Today’s topics include IBM announcing Summit, which it claims is the world’s most powerful scientific supercomputer, and Google introducing sole-tenant nodes for enterprise cloud customers.
On June 8, the U.S. Department of Energy’s Oak Ridge National Laboratory unveiled IBM’s Summit supercomputer and immediately billed it as the “world’s most powerful and smartest scientific supercomputer.”
With a peak performance of 200,000 trillion calculations per second, which is an astounding 200 quadrillion calculations, or 200 petaflops, Summit will be eight times more powerful than America’s current top-ranked system, Titan, also housed at the Oak Ridge National Laboratory. For specific scientific applications, Summit will be capable of more than 3 billion mixed-precision calculations per second.

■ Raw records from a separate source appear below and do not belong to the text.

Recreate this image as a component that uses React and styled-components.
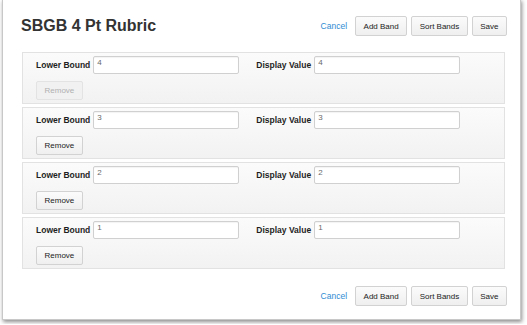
import React from "react";
import styled, { createGlobalStyle } from "styled-components";

const GlobalStyle = createGlobalStyle`
    html, body {
        margin: 0;
        padding: 0;
        background: #ffffff;
        font-family: "Liberation Sans", Arial, Helvetica, sans-serif;
    }
`;

const bands = [
    { lower: "4", display: "4", locked: true },
    { lower: "3", display: "3" },
    { lower: "2", display: "2" },
    { lower: "1", display: "1" },
];

const Page = styled.div`
    padding: 0 6px 0 2px;
    height: 325px;
    box-sizing: border-box;
`;

const Dialog = styled.div`
    width: 519px;
    height: 321px;
    margin-top: -1px;
    box-sizing: border-box;
    border: 1px solid #c8c8c8;
    background: #ffffff;
    box-shadow: 1px 2px 4px rgba(0, 0, 0, 0.45);
    display: flex;
    flex-direction: column;
`;

const Header = styled.div`
    display: flex;
    align-items: center;
    justify-content: space-between;
    padding: 16px 13px 0 18px;
`;

const Title = styled.h1`
    margin: 0;
    font-size: 16px;
    font-weight: bold;
    color: #333333;
`;

const Actions = styled.div`
    display: flex;
    align-items: center;
    gap: 4px;
    justify-content: flex-end;
    padding: ${(p) => (p.$footer ? "17px 13px 0 0" : "0")};
`;

const CancelLink = styled.a`
    font-size: 8.5px;
    color: #2f8bd3;
    text-decoration: none;
    margin-right: 4px;
    cursor: pointer;
`;

const Button = styled.button`
    height: 20px;
    padding: 0 7.5px;
    font-family: "Liberation Sans", Arial, sans-serif;
    font-size: 8px;
    color: ${(p) => (p.disabled ? "#b0b0b0" : "#222222")};
    background: ${(p) =>
        p.disabled ? "#f1f1f1" : "linear-gradient(#fbfbfb, #efefef)"};
    border: 1px solid ${(p) => (p.disabled ? "#e3e3e3" : "#d2d2d2")};
    border-radius: 2px;
    cursor: ${(p) => (p.disabled ? "default" : "pointer")};
`;

const BandList = styled.div`
    display: flex;
    flex-direction: column;
    gap: 3px;
    margin: 16px 15px 0 19px;
`;

const Band = styled.div`
    height: 52px;
    box-sizing: border-box;
    padding: 3px 13px;
    border: 1px solid #e2e2e2;
    background: linear-gradient(#fbfbfb, #f2f2f2);
    display: flex;
    flex-direction: column;
    align-items: flex-start;
    gap: 7px;
`;

const FieldRow = styled.div`
    display: flex;
    align-items: center;
    gap: 17px;
`;

const Field = styled.label`
    display: flex;
    align-items: center;
    gap: 3px;
`;

const Label = styled.span`
    font-size: 8.5px;
    font-weight: bold;
    color: #1e1e1e;
`;

const Input = styled.input`
    width: 146px;
    height: 18px;
    box-sizing: border-box;
    padding: 0 3px 5px;
    font-family: "Liberation Sans", Arial, sans-serif;
    font-size: 8px;
    color: #6a6a6a;
    background: #ffffff;
    border: 1px solid #d0d0d0;
    border-radius: 2px;
    box-shadow: inset 0 1px 1px rgba(0, 0, 0, 0.05);
    outline: none;
`;

const RemoveButton = styled(Button)`
    height: 19px;
`;

const ActionButtons = ({ footer }) => (
    <Actions $footer={footer}>
        <CancelLink>Cancel</CancelLink>
        <Button>Add Band</Button>
        <Button>Sort Bands</Button>
        <Button>Save</Button>
    </Actions>
);

export default function App() {
    return (
        <Page>
            <GlobalStyle />
            <Dialog>
                <Header>
                    <Title>SBGB 4 Pt Rubric</Title>
                    <ActionButtons />
                </Header>
                <BandList>
                    {bands.map((band) => (
                        <Band key={band.lower}>
                            <FieldRow>
                                <Field>
                                    <Label>Lower Bound</Label>
                                    <Input defaultValue={band.lower} />
                                </Field>
                                <Field>
                                    <Label>Display Value</Label>
                                    <Input defaultValue={band.display} />
                                </Field>
                            </FieldRow>
                            <RemoveButton disabled={band.locked}>Remove</RemoveButton>
                        </Band>
                    ))}
                </BandList>
                <ActionButtons footer />
            </Dialog>
        </Page>
    );
}
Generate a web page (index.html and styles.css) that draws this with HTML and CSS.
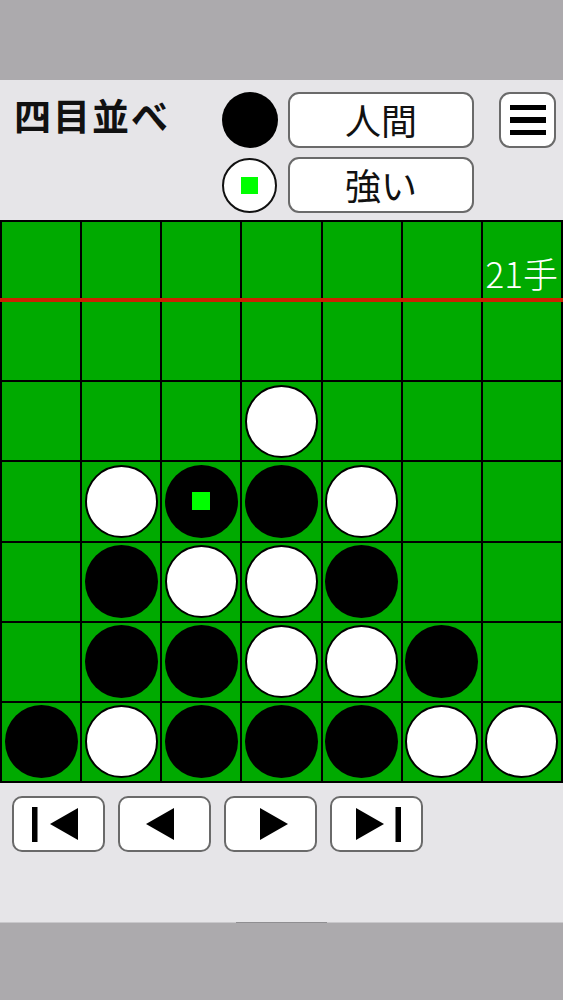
FILE: index.html
```html
<!DOCTYPE html>
<html lang="ja">
<head>
<meta charset="utf-8">
<title>四目並べ</title>
<link rel="stylesheet" href="styles.css">
</head>
<body>
<div class="topbar"></div>
<div class="app">
  <header class="header">
    <div class="title">四目並べ</div>
    <div class="stone stone-black"></div>
    <button class="btn btn-player">人間</button>
    <button class="btn btn-menu" aria-label="menu">
      <span class="bar"></span><span class="bar"></span><span class="bar"></span>
    </button>
    <div class="stone stone-white"><span class="mark"></span></div>
    <button class="btn btn-player">強い</button>
  </header>

  <div class="board">
    <div class="cell"></div><div class="cell"></div><div class="cell"></div><div class="cell"></div><div class="cell"></div><div class="cell"></div><div class="cell"></div>
    <div class="cell"></div><div class="cell"></div><div class="cell"></div><div class="cell"></div><div class="cell"></div><div class="cell"></div><div class="cell"></div>
    <div class="cell"></div><div class="cell"></div><div class="cell"></div><div class="cell"><div class="piece white"></div></div><div class="cell"></div><div class="cell"></div><div class="cell"></div>
    <div class="cell"></div><div class="cell"><div class="piece white"></div></div><div class="cell"><div class="piece black"><span class="mark"></span></div></div><div class="cell"><div class="piece black"></div></div><div class="cell"><div class="piece white"></div></div><div class="cell"></div><div class="cell"></div>
    <div class="cell"></div><div class="cell"><div class="piece black"></div></div><div class="cell"><div class="piece white"></div></div><div class="cell"><div class="piece white"></div></div><div class="cell"><div class="piece black"></div></div><div class="cell"></div><div class="cell"></div>
    <div class="cell"></div><div class="cell"><div class="piece black"></div></div><div class="cell"><div class="piece black"></div></div><div class="cell"><div class="piece white"></div></div><div class="cell"><div class="piece white"></div></div><div class="cell"><div class="piece black"></div></div><div class="cell"></div>
    <div class="cell"><div class="piece black"></div></div><div class="cell"><div class="piece white"></div></div><div class="cell"><div class="piece black"></div></div><div class="cell"><div class="piece black"></div></div><div class="cell"><div class="piece black"></div></div><div class="cell"><div class="piece white"></div></div><div class="cell"><div class="piece white"></div></div>
    <div class="redline"></div>
    <div class="moves">21手</div>
  </div>

  <nav class="controls">
    <button class="btn nav-btn" aria-label="first">
      <svg width="89" height="52" viewBox="2 2 89 52"><rect x="20" y="11" width="5.5" height="35" fill="#000"/><polygon points="38,28 66,12 66,44" fill="#000"/></svg>
    </button>
    <button class="btn nav-btn" aria-label="prev">
      <svg width="89" height="52" viewBox="2 2 89 52"><polygon points="28,28 56,12 56,44" fill="#000"/></svg>
    </button>
    <button class="btn nav-btn" aria-label="next">
      <svg width="89" height="52" viewBox="2 2 89 52"><polygon points="64,28 36,12 36,44" fill="#000"/></svg>
    </button>
    <button class="btn nav-btn" aria-label="last">
      <svg width="89" height="52" viewBox="2 2 89 52"><polygon points="54,28 26,12 26,44" fill="#000"/><rect x="65.5" y="11" width="5.5" height="35" fill="#000"/></svg>
    </button>
  </nav>
</div>
<div class="bottombar"><div class="indicator"></div></div>
</body>
</html>
```

FILE: styles.css
```css
* { box-sizing: border-box; }
html, body {
  margin: 0;
  padding: 0;
}
body {
  width: 563px;
  height: 1000px;
  overflow: hidden;
  font-family: "Noto Sans CJK JP", "Noto Sans", sans-serif;
  background: #acaaad;
}
.topbar {
  height: 80px;
  background: #acaaad;
}
.app {
  height: 842px;
  background: #e6e5e8;
}
.header {
  height: 140px;
  display: grid;
  grid-template-columns: 1fr 56px 196px 82px;
  grid-template-rows: 56px 56px;
  row-gap: 9px;
  padding: 12px 7px 0 14px;
  align-items: center;
}
.title {
  font-size: 37px;
  font-weight: 700;
  line-height: 1;
  color: #111;
  align-self: start;
  margin-top: 5px;
  letter-spacing: 2px;
}
.stone {
  width: 56px;
  height: 56px;
  border-radius: 50%;
  display: flex;
  align-items: center;
  justify-content: center;
}
.stone-black { background: #000; }
.stone-white {
  grid-column: 2;
  background: #fff;
  border: 2.5px solid #111;
  width: 55px;
  height: 55px;
}
.stone-white .mark {
  width: 17px;
  height: 17px;
  background: #00ff00;
}
.btn {
  background: #fff;
  border: 2px solid #6a6a6a;
  border-radius: 11px;
  padding: 0;
  margin: 0;
  font-family: "Noto Sans CJK JP", "Noto Sans", sans-serif;
  color: #111;
}
.btn-player {
  grid-column: 3;
  justify-self: end;
  width: 186px;
  height: 56px;
  font-size: 36px;
  line-height: 1;
  font-weight: 400;
  display: flex;
  align-items: center;
  justify-content: center;
  padding-bottom: 2px;
}
.btn-menu {
  justify-self: end;
  width: 57px;
  height: 56px;
  display: flex;
  flex-direction: column;
  align-items: center;
  justify-content: center;
  gap: 7px;
}
.btn-menu .bar {
  display: block;
  width: 36px;
  height: 5.5px;
  background: #000;
}

.board {
  position: relative;
  width: 563px;
  height: 563px;
  background: #000;
  display: grid;
  grid-template-columns: repeat(7, 1fr);
  grid-template-rows: repeat(7, 1fr);
  gap: 2px;
  padding: 2px;
}
.cell {
  background: #00aa00;
  display: flex;
  align-items: center;
  justify-content: center;
}
.piece {
  width: 73px;
  height: 73px;
  border-radius: 50%;
  display: flex;
  align-items: center;
  justify-content: center;
}
.piece.black { background: #000; }
.piece.white {
  background: #fff;
  border: 2px solid #000;
}
.piece .mark {
  width: 18px;
  height: 18px;
  background: #00ff00;
}
.redline {
  position: absolute;
  left: 0;
  right: 0;
  top: 78px;
  height: 4px;
  background: #cc2200;
}
.moves {
  position: absolute;
  right: 5px;
  top: 35px;
  color: #fff;
  font-size: 35px;
  line-height: 1;
  font-weight: 300;
}

.controls {
  display: flex;
  gap: 13px;
  padding: 13px 0 0 12px;
}
.nav-btn {
  width: 93px;
  height: 56px;
  display: flex;
  align-items: center;
  justify-content: center;
  border-radius: 10px;
}
.nav-btn svg { display: block; }

.bottombar {
  height: 78px;
  background: #acaaad;
  border-top: 1px solid #c9c8cb;
}
.indicator {
  width: 91px;
  height: 1px;
  margin-left: 236px;
  margin-top: -1px;
  background: #8f8e91;
}
```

IBM said Summit will provide unprecedented computing power for research in energy, advanced materials and artificial intelligence, among other domains. Summit’s power is expected to enable scientific discoveries that were previously impractical or impossible.
Google has launched a new “sole-tenant” node option for enterprises that want wholly dedicated physical servers to run their cloud workloads. The option is targeted at organizations with strict regulatory compliance requirements and those that want better control over isolating cloud workloads that utilize computing resources.
Sole-tenant nodes enable physical separation of the computing resources that are used to run workloads. Unlike typical virtual machines that run on shared physical hosts, sole-tenant nodes give an organization access to a whole host system for its own use.
The sole-tenant node option gives organizations the flexibility to deploy virtual machine instances with custom configurations. Enterprise administrators will also have the ability to manually carve out portions of a host machine on which they wish to launch a virtual machine instance.